Now, without loss of generality, assume that $z$ is on the real axis. (The circle can be rotated to put $z$ in any other location.) Then there are precisely two possible distinct locations for $w$; one is obtained by going 120 degrees clockwise from $z$ about the circle and the other by moving the same amount counter-clockwise. Moving along the circle with any other multiple of 120 degrees in any direction will result in these three points.

Let the two possible locations for $w$ be $W_1$ and $W_2$ and the location of $z$ be point $Z$. Note that by symmetry, $W_1W_2Z$ is equilateral, say, with side length $x$. We know that the circumradius of this equilateral triangle is $2014$, so using the formula $\frac{abc}{4R} = [ABC]$ and that the area of an equilateral triangle with side length $s$ is $\frac{s^2\sqrt{3}}{4}$, so we have

\[\frac{x^3}{4R} = \frac{x^2\sqrt{3}}{4}\] \[x = R \sqrt{3}\] \[\frac{x^2\sqrt{3}}{4} = \frac{3R^2 \sqrt{3}}{4}\] \[\frac{3R^2}{4} \equiv 3 \cdot 1007^2 \equiv 3 \cdot 7^2 \equiv \boxed{147} \pmod{1000}\]

and we are done. $\blacksquare$

Solution 2

Without loss of generality, let $z = 2014$. Then \[\frac{1}{2014 + w} = \frac{1}{2014} + \frac{1}{w}\]
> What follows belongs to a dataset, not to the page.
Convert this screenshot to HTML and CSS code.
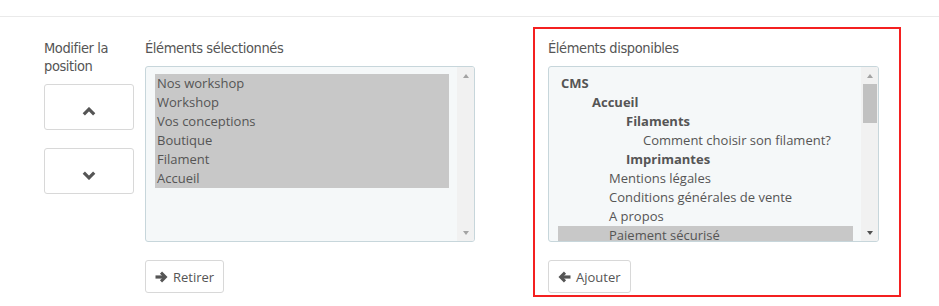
FILE: index.html
```html
<!DOCTYPE html>
<html lang="fr">
<head>
    <meta charset="UTF-8">
    <meta name="viewport" content="width=device-width, initial-scale=1.0">
    <title>Position des éléments</title>
    <link rel="stylesheet" href="styles.css">
</head>
<body>
    <div class="topbar"></div>

    <div class="panel">
        <div class="col-position">
            <h4 class="col-title">Modifier la position</h4>
            <button type="button" class="btn btn-move">
                <svg width="14" height="9" viewBox="0 0 14 9"><polyline points="1.8,7.4 7,2.2 12.2,7.4" fill="none" stroke="#555" stroke-width="3.2"/></svg>
            </button>
            <button type="button" class="btn btn-move">
                <svg width="14" height="9" viewBox="0 0 14 9"><polyline points="1.8,1.6 7,6.8 12.2,1.6" fill="none" stroke="#555" stroke-width="3.2"/></svg>
            </button>
        </div>

        <div class="col-list">
            <h4 class="col-title">Éléments sélectionnés</h4>
            <div class="listbox">
                <ul class="options">
                    <li class="selected">Nos workshop</li>
                    <li class="selected">Workshop</li>
                    <li class="selected">Vos conceptions</li>
                    <li class="selected">Boutique</li>
                    <li class="selected">Filament</li>
                    <li class="selected">Accueil</li>
                </ul>
                <div class="scrollbar">
                    <span class="sb-arrow up"></span>
                    <span class="sb-track"></span>
                    <span class="sb-arrow down"></span>
                </div>
            </div>
            <button type="button" class="btn btn-action">
                <svg width="13" height="12" viewBox="0 0 13 12"><path d="M0.5 6H10" stroke="#555" stroke-width="3.2"/><path d="M6 1.6L10.4 6L6 10.4" fill="none" stroke="#555" stroke-width="3"/></svg>
                Retirer
            </button>
        </div>

        <div class="col-list col-available">
            <h4 class="col-title">Éléments disponibles</h4>
            <div class="listbox">
                <ul class="options">
                    <li class="group">CMS</li>
                    <li class="group lvl-1">Accueil</li>
                    <li class="group lvl-2">Filaments</li>
                    <li class="lvl-3">Comment choisir son filament?</li>
                    <li class="group lvl-2">Imprimantes</li>
                    <li class="lvl-page">Mentions légales</li>
                    <li class="lvl-page">Conditions générales de vente</li>
                    <li class="lvl-page">A propos</li>
                    <li class="lvl-page selected">Paiement sécurisé</li>
                </ul>
                <div class="scrollbar">
                    <span class="sb-arrow up"></span>
                    <span class="sb-track"><span class="sb-thumb"></span></span>
                    <span class="sb-arrow down active"></span>
                </div>
            </div>
            <button type="button" class="btn btn-action">
                <svg width="13" height="12" viewBox="0 0 13 12"><path d="M3 6H12.5" stroke="#555" stroke-width="3.2"/><path d="M7 1.6L2.6 6L7 10.4" fill="none" stroke="#555" stroke-width="3"/></svg>
                Ajouter
            </button>
        </div>
    </div>
</body>
</html>
```

FILE: styles.css
```css
body {
    margin: 0;
    font-family: 'Open Sans', Arial, sans-serif;
    font-size: 13px;
    color: #555;
    background: #fff;
}
.topbar {
    height: 16px;
    border-bottom: 1px solid #eaeaea;
}
.panel {
    display: flex;
    align-items: flex-start;
    padding-top: 10px;
}
.col-title {
    margin: 0 0 9px 0;
    font-family: 'DejaVu Sans Condensed', 'DejaVu Sans', sans-serif;
    font-stretch: condensed;
    font-size: 14.5px;
    letter-spacing: -0.4px;
    line-height: 18px;
    font-weight: normal;
    color: #555;
}
.col-position {
    width: 90px;
    margin-left: 44px;
    padding-top: 12px;
    display: flex;
    flex-direction: column;
    gap: 18px;
}
.col-position .col-title {
    margin-bottom: -9px;
}
.col-list {
    width: 330px;
    margin-left: 11px;
    padding-top: 12px;
}
.col-available {
    width: 331px;
    margin-left: 58px;
    padding: 10px 20px 2px 13px;
    border: 2px solid #f42020;
}
.btn {
    display: flex;
    align-items: center;
    background: #fff;
    border: 1px solid #d8d8d8;
    border-radius: 3px;
    font-family: 'Open Sans', Arial, sans-serif;
    font-size: 13px;
    color: #555;
    cursor: pointer;
}
.btn-move {
    height: 46px;
    width: 90px;
    justify-content: center;
    padding: 9px 0 0 0;
}
.btn-action {
    height: 33px;
    margin-top: 18px;
    padding: 0 9px;
    gap: 5px;
}
.listbox {
    display: flex;
    height: 176px;
    box-sizing: border-box;
    background: #f5f8f9;
    border: 1px solid #c7d6db;
    border-radius: 3px;
    overflow: hidden;
}
.options {
    flex: 1;
    margin: 0;
    padding: 7px 8px 0 9px;
    list-style: none;
    overflow: hidden;
}
.options li {
    height: 19px;
    line-height: 19px;
    padding-left: 2px;
    white-space: nowrap;
}
.options li.selected {
    background: #c8c8c8;
}
.options li.group {
    font-weight: bold;
    padding-left: 3px;
}
.options li.lvl-1 { padding-left: 34px; }
.options li.lvl-2 { padding-left: 68px; }
.options li.lvl-3 { padding-left: 85px; }
.options li.lvl-page { padding-left: 51px; }
.scrollbar {
    width: 17px;
    background: #f1f1f1;
    display: flex;
    flex-direction: column;
}
.sb-arrow {
    height: 17px;
    display: flex;
    align-items: center;
    justify-content: center;
}
.sb-arrow::before {
    content: '';
    border-left: 3.5px solid transparent;
    border-right: 3.5px solid transparent;
}
.sb-arrow.up::before {
    border-bottom: 4px solid #a3a3a3;
}
.sb-arrow.down::before {
    border-top: 4px solid #a3a3a3;
}
.sb-arrow.down.active::before {
    border-top-color: #505050;
}
.sb-track {
    flex: 1;
    display: flex;
    flex-direction: column;
    align-items: center;
}
.sb-thumb {
    width: 14px;
    height: 39px;
    background: #c1c1c1;
}
```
\[2014w = w(2014 + w) + 2014(2014 + w)\]

\[2014w = 2014w + w^2 + 2014^2 + 2014w\]

\[0 = w^2 + 2014w + 2014^2\]

\[w = \frac{-2014 \pm \sqrt{2014^2 - 4(2014^2)}}{2} = -1007 \pm 1007\sqrt{3}i\]

Thus $P$ is an isosceles triangle with area $\frac{1}{2}(2014 - (-1007))(2\cdot 1007\sqrt{3}) = 3021\cdot 1007\sqrt{3}$ and $n \equiv 7\cdot 21\equiv 147 \pmod{1000}.$